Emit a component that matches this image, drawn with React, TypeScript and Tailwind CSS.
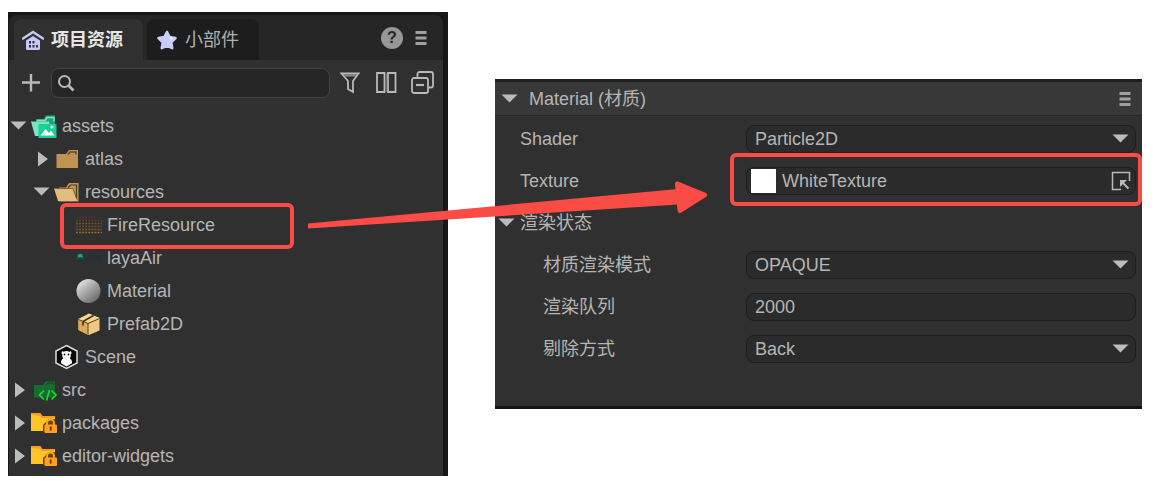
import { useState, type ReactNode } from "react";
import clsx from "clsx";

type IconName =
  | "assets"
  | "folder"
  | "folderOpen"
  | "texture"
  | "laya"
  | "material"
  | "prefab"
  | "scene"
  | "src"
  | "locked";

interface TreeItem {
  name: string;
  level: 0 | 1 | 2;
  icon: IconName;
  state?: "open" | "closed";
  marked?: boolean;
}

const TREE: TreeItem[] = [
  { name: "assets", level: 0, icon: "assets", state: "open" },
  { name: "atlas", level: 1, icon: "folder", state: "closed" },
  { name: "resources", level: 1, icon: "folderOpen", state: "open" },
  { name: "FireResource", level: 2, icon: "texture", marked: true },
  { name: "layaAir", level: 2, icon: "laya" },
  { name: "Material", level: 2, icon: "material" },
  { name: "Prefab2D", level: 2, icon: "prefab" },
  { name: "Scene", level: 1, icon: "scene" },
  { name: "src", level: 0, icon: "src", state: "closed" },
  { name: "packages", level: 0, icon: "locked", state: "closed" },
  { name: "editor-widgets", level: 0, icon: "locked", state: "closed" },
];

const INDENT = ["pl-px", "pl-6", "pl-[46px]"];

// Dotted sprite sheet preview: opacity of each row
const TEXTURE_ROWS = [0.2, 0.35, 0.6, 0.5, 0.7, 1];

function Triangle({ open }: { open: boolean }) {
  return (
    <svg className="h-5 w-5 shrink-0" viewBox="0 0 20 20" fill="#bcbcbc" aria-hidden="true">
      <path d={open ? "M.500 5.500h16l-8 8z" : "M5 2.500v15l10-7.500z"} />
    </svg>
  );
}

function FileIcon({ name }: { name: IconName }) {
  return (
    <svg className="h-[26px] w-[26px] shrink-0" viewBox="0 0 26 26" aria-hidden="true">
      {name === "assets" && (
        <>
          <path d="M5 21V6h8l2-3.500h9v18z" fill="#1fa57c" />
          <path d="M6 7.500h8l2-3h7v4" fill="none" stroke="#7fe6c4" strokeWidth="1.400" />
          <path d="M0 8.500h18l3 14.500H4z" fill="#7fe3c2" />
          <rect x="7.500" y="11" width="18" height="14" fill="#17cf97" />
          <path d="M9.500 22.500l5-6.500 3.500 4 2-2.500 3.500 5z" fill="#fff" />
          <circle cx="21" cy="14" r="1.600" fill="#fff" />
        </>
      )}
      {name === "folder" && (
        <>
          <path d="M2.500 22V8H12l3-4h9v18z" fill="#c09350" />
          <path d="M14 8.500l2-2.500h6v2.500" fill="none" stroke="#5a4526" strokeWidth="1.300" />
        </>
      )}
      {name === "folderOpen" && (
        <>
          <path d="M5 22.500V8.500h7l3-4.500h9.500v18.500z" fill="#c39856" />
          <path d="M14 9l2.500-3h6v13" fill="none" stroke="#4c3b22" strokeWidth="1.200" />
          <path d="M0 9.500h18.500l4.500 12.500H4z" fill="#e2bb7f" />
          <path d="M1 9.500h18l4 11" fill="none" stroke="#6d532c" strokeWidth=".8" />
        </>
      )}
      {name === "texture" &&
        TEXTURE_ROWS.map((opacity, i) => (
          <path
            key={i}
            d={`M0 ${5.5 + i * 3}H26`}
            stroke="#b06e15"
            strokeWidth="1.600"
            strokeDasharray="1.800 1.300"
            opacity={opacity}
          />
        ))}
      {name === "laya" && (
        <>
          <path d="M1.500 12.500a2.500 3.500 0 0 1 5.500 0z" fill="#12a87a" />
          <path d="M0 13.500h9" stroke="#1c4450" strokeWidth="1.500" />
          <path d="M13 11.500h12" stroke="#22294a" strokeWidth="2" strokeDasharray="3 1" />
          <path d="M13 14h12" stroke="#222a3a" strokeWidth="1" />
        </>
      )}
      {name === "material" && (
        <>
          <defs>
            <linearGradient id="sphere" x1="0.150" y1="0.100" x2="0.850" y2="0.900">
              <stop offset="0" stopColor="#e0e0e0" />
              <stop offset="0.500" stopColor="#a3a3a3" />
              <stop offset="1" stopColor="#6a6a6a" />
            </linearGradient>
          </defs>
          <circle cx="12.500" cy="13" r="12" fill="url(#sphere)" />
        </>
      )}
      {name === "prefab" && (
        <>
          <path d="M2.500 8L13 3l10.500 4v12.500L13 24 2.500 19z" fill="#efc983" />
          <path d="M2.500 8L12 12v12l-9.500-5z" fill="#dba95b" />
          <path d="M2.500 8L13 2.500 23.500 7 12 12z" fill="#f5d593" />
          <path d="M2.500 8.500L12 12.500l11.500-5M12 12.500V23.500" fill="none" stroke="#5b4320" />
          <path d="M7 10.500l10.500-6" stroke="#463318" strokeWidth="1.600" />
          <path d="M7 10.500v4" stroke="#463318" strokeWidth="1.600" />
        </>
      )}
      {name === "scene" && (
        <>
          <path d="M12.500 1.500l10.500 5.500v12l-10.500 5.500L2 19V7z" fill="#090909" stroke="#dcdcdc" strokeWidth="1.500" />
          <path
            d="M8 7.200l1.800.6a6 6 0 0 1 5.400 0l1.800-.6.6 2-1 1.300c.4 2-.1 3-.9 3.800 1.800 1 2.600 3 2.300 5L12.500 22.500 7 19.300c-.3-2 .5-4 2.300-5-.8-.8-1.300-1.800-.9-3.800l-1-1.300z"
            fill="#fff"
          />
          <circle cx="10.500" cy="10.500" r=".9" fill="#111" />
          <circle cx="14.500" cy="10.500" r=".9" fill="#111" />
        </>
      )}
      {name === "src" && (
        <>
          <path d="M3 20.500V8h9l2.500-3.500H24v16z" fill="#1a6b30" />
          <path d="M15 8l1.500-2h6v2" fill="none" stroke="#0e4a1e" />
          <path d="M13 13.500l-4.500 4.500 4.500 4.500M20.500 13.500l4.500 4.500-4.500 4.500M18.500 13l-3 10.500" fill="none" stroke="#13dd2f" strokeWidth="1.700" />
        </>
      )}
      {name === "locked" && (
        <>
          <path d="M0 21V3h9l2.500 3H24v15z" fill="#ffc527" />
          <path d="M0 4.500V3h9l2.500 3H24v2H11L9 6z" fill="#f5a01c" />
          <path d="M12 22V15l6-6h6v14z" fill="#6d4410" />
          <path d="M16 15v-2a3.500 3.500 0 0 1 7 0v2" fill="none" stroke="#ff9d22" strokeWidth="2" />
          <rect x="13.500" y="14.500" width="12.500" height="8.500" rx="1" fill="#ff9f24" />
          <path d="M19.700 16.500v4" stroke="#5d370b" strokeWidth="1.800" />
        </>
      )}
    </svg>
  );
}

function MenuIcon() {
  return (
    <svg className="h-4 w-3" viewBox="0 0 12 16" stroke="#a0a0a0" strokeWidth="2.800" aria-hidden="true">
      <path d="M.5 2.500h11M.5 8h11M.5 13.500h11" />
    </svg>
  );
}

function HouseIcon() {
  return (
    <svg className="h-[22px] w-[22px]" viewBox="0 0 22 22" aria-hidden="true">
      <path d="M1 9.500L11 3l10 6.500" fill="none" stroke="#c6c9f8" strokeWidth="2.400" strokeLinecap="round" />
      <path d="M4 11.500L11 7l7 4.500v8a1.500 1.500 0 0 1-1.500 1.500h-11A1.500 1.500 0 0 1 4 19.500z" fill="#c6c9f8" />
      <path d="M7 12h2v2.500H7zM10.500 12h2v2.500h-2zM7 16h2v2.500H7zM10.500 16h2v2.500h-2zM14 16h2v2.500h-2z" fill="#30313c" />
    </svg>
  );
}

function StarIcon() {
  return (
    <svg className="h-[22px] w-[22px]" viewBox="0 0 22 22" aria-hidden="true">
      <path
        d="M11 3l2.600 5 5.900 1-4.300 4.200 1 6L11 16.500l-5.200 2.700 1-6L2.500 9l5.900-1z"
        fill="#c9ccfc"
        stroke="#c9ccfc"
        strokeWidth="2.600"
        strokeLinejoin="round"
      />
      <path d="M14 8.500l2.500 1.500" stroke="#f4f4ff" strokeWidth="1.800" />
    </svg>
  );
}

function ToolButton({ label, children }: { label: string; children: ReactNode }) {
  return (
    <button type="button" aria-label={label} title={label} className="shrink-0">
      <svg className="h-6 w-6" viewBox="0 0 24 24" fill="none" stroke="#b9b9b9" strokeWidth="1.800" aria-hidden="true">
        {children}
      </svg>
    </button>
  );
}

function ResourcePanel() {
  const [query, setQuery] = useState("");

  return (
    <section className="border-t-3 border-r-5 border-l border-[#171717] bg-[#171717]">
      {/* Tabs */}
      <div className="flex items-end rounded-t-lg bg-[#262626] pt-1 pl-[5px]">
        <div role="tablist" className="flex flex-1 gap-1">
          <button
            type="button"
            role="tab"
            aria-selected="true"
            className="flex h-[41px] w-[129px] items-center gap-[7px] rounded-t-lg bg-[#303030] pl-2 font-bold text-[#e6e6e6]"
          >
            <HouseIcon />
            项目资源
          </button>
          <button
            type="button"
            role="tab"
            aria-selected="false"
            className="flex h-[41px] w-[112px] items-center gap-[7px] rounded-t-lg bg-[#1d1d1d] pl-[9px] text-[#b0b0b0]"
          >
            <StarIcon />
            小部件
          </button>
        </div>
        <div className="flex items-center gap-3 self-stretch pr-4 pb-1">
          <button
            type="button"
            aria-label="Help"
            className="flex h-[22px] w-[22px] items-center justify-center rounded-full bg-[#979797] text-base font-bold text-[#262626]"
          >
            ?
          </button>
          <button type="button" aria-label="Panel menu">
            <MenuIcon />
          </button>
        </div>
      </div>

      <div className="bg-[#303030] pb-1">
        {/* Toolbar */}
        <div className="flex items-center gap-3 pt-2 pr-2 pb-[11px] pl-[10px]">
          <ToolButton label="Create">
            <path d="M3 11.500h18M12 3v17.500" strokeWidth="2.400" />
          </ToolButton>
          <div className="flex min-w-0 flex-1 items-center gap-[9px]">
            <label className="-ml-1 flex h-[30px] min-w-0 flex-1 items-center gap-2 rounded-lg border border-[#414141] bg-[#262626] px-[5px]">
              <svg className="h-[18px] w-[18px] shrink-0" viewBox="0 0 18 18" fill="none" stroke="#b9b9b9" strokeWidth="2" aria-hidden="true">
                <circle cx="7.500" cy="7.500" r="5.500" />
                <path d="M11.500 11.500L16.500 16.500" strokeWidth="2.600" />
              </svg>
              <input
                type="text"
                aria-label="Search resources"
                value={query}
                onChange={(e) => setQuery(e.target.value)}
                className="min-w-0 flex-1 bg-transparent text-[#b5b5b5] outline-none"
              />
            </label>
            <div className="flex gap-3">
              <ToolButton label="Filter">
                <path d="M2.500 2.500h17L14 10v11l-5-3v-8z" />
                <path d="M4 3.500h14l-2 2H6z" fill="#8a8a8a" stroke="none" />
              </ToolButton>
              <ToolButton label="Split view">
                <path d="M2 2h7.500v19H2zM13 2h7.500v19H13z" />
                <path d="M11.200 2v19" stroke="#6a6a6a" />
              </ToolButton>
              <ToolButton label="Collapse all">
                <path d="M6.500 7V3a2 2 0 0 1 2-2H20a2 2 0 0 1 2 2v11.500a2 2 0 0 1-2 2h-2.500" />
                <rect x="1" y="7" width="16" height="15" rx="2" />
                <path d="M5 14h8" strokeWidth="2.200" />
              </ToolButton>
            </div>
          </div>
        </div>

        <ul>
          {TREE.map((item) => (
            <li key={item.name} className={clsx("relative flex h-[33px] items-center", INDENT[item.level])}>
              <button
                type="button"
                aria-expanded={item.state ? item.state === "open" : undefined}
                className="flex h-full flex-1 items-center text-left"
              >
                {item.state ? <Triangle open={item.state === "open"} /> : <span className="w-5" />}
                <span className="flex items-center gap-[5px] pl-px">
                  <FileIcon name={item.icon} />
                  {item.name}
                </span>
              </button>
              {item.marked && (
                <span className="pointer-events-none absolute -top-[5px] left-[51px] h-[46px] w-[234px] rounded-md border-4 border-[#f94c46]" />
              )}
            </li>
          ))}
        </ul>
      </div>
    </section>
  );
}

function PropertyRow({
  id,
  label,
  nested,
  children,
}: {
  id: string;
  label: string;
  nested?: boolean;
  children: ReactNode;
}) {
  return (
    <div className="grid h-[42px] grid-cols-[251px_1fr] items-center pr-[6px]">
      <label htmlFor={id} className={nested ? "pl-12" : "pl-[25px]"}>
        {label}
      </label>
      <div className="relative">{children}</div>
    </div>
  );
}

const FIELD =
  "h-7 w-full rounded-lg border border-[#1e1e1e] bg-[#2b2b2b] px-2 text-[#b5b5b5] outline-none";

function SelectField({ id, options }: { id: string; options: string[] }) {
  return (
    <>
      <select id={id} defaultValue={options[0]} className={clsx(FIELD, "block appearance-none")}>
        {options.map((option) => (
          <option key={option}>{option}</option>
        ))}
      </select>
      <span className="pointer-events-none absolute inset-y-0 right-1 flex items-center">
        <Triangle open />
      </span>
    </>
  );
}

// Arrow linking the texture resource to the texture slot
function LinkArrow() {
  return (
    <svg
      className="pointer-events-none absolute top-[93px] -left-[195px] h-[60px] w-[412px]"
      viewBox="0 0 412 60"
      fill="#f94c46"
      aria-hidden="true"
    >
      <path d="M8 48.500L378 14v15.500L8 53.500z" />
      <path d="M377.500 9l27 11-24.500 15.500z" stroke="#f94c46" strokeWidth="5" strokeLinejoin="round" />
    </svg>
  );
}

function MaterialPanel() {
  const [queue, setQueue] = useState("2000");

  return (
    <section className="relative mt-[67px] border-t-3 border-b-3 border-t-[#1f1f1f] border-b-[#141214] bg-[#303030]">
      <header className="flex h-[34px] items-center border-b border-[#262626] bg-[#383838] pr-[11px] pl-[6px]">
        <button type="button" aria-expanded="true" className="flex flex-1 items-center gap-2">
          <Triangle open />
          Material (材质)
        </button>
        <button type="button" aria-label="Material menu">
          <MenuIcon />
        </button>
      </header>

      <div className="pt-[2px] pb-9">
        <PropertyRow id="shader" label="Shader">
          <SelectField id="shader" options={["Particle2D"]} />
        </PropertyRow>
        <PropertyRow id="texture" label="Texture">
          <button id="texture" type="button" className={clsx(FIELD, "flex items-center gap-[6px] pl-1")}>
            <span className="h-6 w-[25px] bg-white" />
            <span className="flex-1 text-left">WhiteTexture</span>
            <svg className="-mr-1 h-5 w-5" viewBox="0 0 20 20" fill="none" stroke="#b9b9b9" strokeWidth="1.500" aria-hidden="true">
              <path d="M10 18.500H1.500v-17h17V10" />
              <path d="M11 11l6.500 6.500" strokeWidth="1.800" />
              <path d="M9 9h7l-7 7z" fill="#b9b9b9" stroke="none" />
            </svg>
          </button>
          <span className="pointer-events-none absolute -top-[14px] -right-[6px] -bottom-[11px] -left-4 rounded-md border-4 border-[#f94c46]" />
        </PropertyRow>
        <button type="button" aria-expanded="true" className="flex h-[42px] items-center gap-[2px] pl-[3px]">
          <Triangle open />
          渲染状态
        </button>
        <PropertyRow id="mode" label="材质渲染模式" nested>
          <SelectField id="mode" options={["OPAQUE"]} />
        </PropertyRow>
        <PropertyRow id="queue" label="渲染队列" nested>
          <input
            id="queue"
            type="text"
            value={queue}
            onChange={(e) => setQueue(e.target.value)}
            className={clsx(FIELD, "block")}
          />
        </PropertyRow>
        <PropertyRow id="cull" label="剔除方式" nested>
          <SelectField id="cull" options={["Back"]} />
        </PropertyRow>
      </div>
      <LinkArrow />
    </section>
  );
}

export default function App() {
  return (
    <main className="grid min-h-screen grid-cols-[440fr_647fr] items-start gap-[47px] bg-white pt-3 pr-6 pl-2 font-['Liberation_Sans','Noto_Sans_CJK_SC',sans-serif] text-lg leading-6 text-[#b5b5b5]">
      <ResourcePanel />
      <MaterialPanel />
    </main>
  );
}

______________________________

PROBLEM DETAILS:
Each line from the top of the material through the line containing "const TEXTURE_ROWS = [0.2, 0.35, 0.6, 0.5, 0.7, 1];" should be reproduced exactly; please drop any images.

EXERCISE RESPONSE:
Emit a component that matches this image, drawn with React, TypeScript and Tailwind CSS.
import { useState, type ReactNode } from "react";
import clsx from "clsx";

type IconName =
  | "assets"
  | "folder"
  | "folderOpen"
  | "texture"
  | "laya"
  | "material"
  | "prefab"
  | "scene"
  | "src"
  | "locked";

interface TreeItem {
  name: string;
  level: 0 | 1 | 2;
  icon: IconName;
  state?: "open" | "closed";
  marked?: boolean;
}

const TREE: TreeItem[] = [
  { name: "assets", level: 0, icon: "assets", state: "open" },
  { name: "atlas", level: 1, icon: "folder", state: "closed" },
  { name: "resources", level: 1, icon: "folderOpen", state: "open" },
  { name: "FireResource", level: 2, icon: "texture", marked: true },
  { name: "layaAir", level: 2, icon: "laya" },
  { name: "Material", level: 2, icon: "material" },
  { name: "Prefab2D", level: 2, icon: "prefab" },
  { name: "Scene", level: 1, icon: "scene" },
  { name: "src", level: 0, icon: "src", state: "closed" },
  { name: "packages", level: 0, icon: "locked", state: "closed" },
  { name: "editor-widgets", level: 0, icon: "locked", state: "closed" },
];

const INDENT = ["pl-px", "pl-6", "pl-[46px]"];

// Dotted sprite sheet preview: opacity of each row
const TEXTURE_ROWS = [0.2, 0.35, 0.6, 0.5, 0.7, 1];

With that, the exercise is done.